Government ‘misadventures’ and the current economic track…

The financial news wires report analyses every day which reveal the ‘cracks’ in the current economic track that our government has us on – and why continuing down this road is an exercise in futility.

One recent analysis sums things up well (and shows why we need an economic acceleration driver like The Leviticus 25 Plan’s direct credit extensions for American citizens):

Financial Blogger, Matt Taibbi (TAIBBLOG – May 8, 2012):

 1. Let banks inflate massive asset bubbles with the aid of cheap or even free government cash, and tons of leverage;

2. Before it all explodes, carve out gigantic sums for bonuses and compensation for the companies that inflated those bubbles;

3. After it explodes, get the various governments to bail those companies out;

4. Pay for it all by slashing services to what’s left of the middle class.
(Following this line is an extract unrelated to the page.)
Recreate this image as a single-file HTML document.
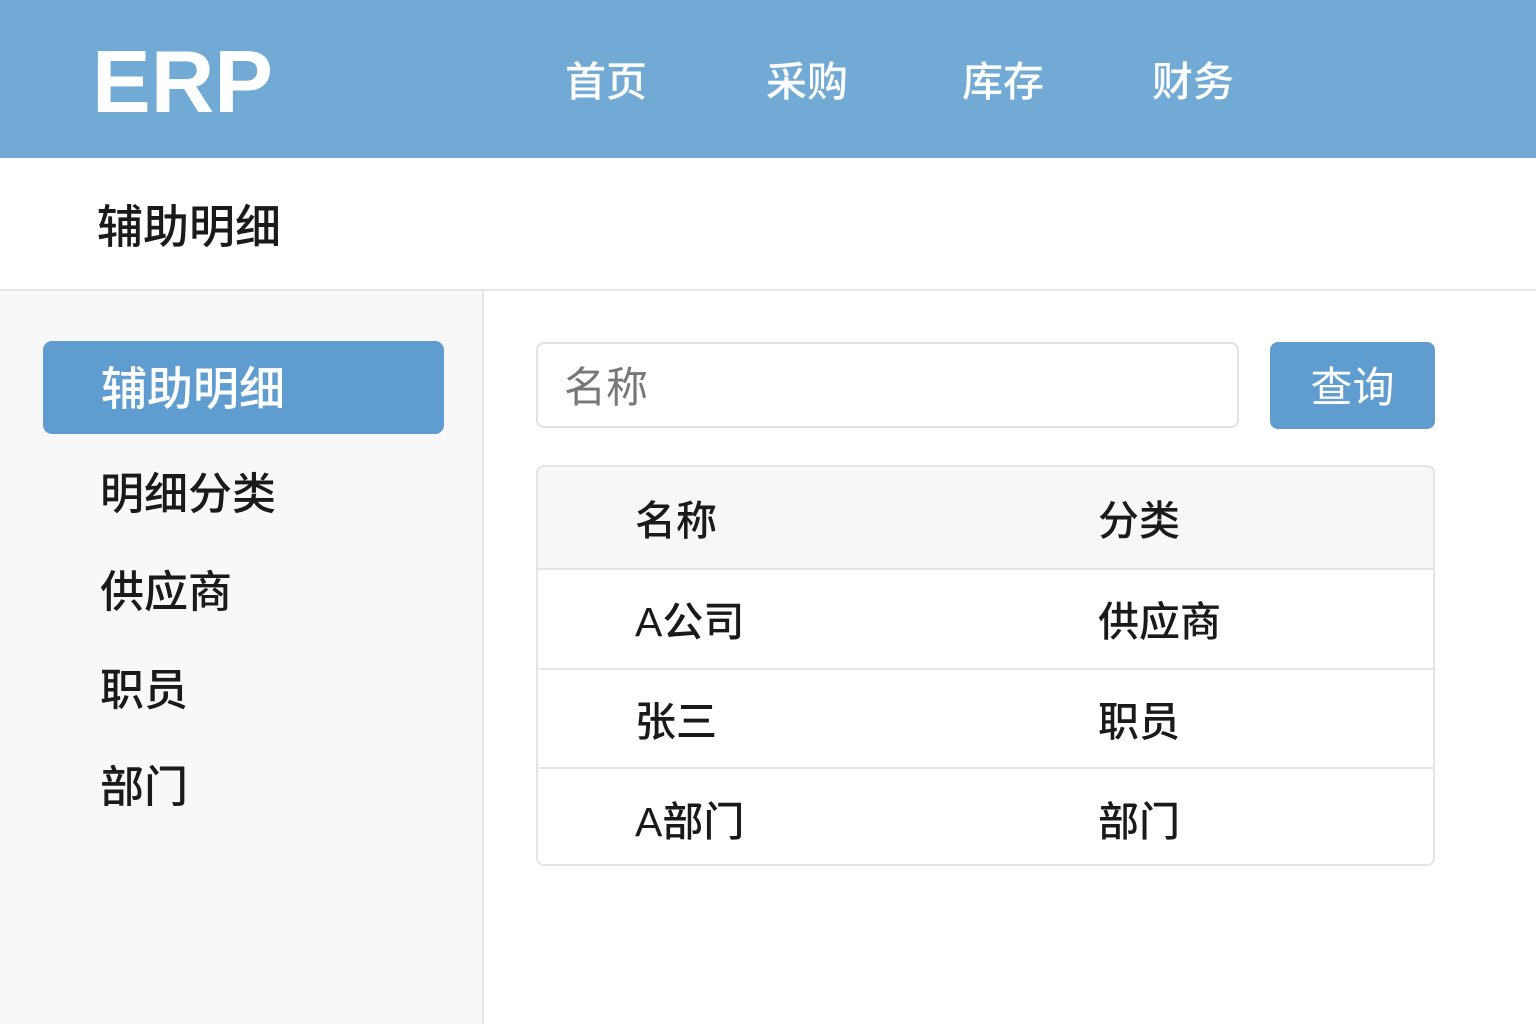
<!DOCTYPE html>
<html><head><meta charset="utf-8"><style>
*{margin:0;padding:0;box-sizing:border-box}
body{width:1536px;height:1024px;overflow:hidden;background:#fff;font-family:"Liberation Sans","Noto Sans CJK SC",sans-serif;position:relative;color:#1a1a1a}
.hd{position:absolute;left:0;top:0;width:1536px;height:158px;background:#72aad6}
.logo{position:absolute;left:92px;top:34px;font-size:88px;font-weight:bold;color:#fff;line-height:96px;letter-spacing:0px}
.nav{position:absolute;top:55px;font-size:41px;color:#fff;font-weight:500;line-height:54px}
.title{position:absolute;left:97px;top:197px;font-size:46px;line-height:60px;font-weight:500}
.line{position:absolute;left:0;top:289px;width:1536px;height:2px;background:#e6e6e6}
.side{position:absolute;left:0;top:291px;width:484px;height:733px;background:#f8f8f8;border-right:2px solid #e6e6e6}
.act{position:absolute;left:43px;top:341px;width:401px;height:93px;background:#5f9ccf;border-radius:9px;color:#fff;font-size:46px;font-weight:500;line-height:97px;padding-left:58px}
.it{position:absolute;left:100px;font-size:44px;line-height:60px;font-weight:500}
.inp{position:absolute;left:536px;top:342px;width:703px;height:86px;border:2px solid #e2e2e2;border-radius:8px;font-size:42px;color:#777;line-height:88px;padding-left:26px}
.btn{position:absolute;left:1270px;top:342px;width:165px;height:87px;background:#5f9ccf;border-radius:8px;color:#fff;font-size:42px;line-height:91px;text-align:center}
.tb{position:absolute;left:536px;top:465px;width:899px;height:401px;border:2px solid #e4e4e4;border-radius:8px;overflow:hidden}
.r{position:absolute;left:0;width:100%;border-bottom:2px solid #e6e6e6;font-size:41px;font-weight:500}
.r span{position:absolute;top:50%;transform:translateY(-52%)}
.c1{left:97px}.c2{left:560px}
</style></head><body>
<div class="hd">
<div class="logo">ERP</div>
<div class="nav" style="left:565px">首页</div>
<div class="nav" style="left:766px">采购</div>
<div class="nav" style="left:962px">库存</div>
<div class="nav" style="left:1152px">财务</div>
</div>
<div class="title">辅助明细</div>
<div class="line"></div>
<div class="side">
<div class="act" style="top:50px">辅助明细</div>
<div class="it" style="top:174px">明细分类</div>
<div class="it" style="top:272px">供应商</div>
<div class="it" style="top:370px">职员</div>
<div class="it" style="top:467px">部门</div>
</div>
<div class="inp">名称</div>
<div class="btn">查询</div>
<div class="tb">
<div class="r" style="top:0;height:103px;background:#f7f7f7"><span class="c1">名称</span><span class="c2">分类</span></div>
<div class="r" style="top:103px;height:100px"><span class="c1">A公司</span><span class="c2">供应商</span></div>
<div class="r" style="top:203px;height:99px"><span class="c1">张三</span><span class="c2">职员</span></div>
<div class="r" style="top:302px;height:99px;border-bottom:none"><span class="c1">A部门</span><span class="c2">部门</span></div>
</div>
</body></html>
This is the model we used in America. We had a monster asset bubble based on phony mortgages, which Wall Street was allowed to inflate to spectacular dimensions with minimal reserve capital, huge amounts of leverage, and tons of fraud for good measure. When that bubble exploded, we first rescued the banks who inflated the thing in the first place…



Meanwhile, massive debt continues to pile up in Europe.  Bloomberg recently reported on the heavy bond issuance coming next week in Europe – one of 2012’s heaviest:

* Monday May 14

    • Spain to sell 12- and 18-mo bills
    • Italy to sell up to EU3.5b 2.5% 2015 bonds
    • Italy to sell 4.25% 2020 bonds
    • Italy to sell 5% 2022 bonds
    • Italy to sell 5% 2025 bonds
    • Germany to sell EU4b 6-mo bills
    • France to sell up to EU4b 92-day bills
    • France to sell up to EU1.9b 168-day bills
    • France to sell up to EU1.5b 351-day bills
  • Tuesday May 15
    • Greece to sell bills
    • U.K. to sell GBP2.75b 5% 2025 bonds
    • EFSF to sell up to EU1b 2% notes due 2017
  • Wednesday May 16
    • France to sell 0.75% 2014 notes
    • France to sell 3.5% 2015 bonds
    • France to sell 3.25% 2016 bonds
    • France to sell 1.75% 2017 notes
    • Germany to sell additional EU5b in 10-yr notes
  • Thursday May 17
    • Spain to sell bonds
    • U.K. to sell GBP 1.5b 5% 2014 bonds

Source: Bloomberg


The world needs liquidity.

The Leviticus 25 Plan would deliver for America.

The Leviticus 25 Plan – dynamic benefits and a positive return

The Leviticus 25 Plan assumes that 80-90% of U.S. citizens would participate in the plan.  At a 90% participation rate, the Federal Reserve balance sheet would expand by $12 trillion. At 80% the Fed balance sheet would expand by approximately $11 trillion.

Certain ‘wealthy’ American citizens would voluntarily exclude themselves – due to anticipated loss of income tax refunds or a ‘lock in’ tax obligation over the succeeding 5 years.

And certain recipients of sufficiently large benefits from “means-tested welfare programs” and “income security programs” would also voluntarily exclude themselves from participation – since their current benefits status would be more advantageous than the plan’s one-time credit extension.

Under the ‘recapture provisions’ of the plan, the Federal Reserve would ‘recapture’ 8-10% per year – using a conservative ‘scoring’ system.  And this would generate a total ‘recapture’ of close to 50%, or $5-6 trillion, over a 5 year period.

The Leviticus 25 Plan’s dynamic financial benefits for American families are primarily related to long-term reductions in debt burden and a revitalized economy.  The plan assumes that with such benefits, there would not be an immediate, large-scale return to “means-tested welfare” and “income security” programs at the end of the 4-year period by the majority of the Americans who had been prior recipients.  Positive ‘recapture’ inertia would continue.

General tax revenue would substantially rise at the same time, due to economic growth, more Americans working and more people paying taxes and contributing payroll revenues to the Social Security and Medicare trust funds.

The U.S. government currently has no plan that would realistically generate any meaningful liquidity benefits to American families, reignite healthy, grass-roots driven economic growth, and reduce the risk exposure for long term currency debasement.

Instead, the U.S. government has the country on track to add an additional $8-10 trillion to the national debt by the year 2022.

The Leviticus 25 Plan, on the other hand, will deliver on all counts.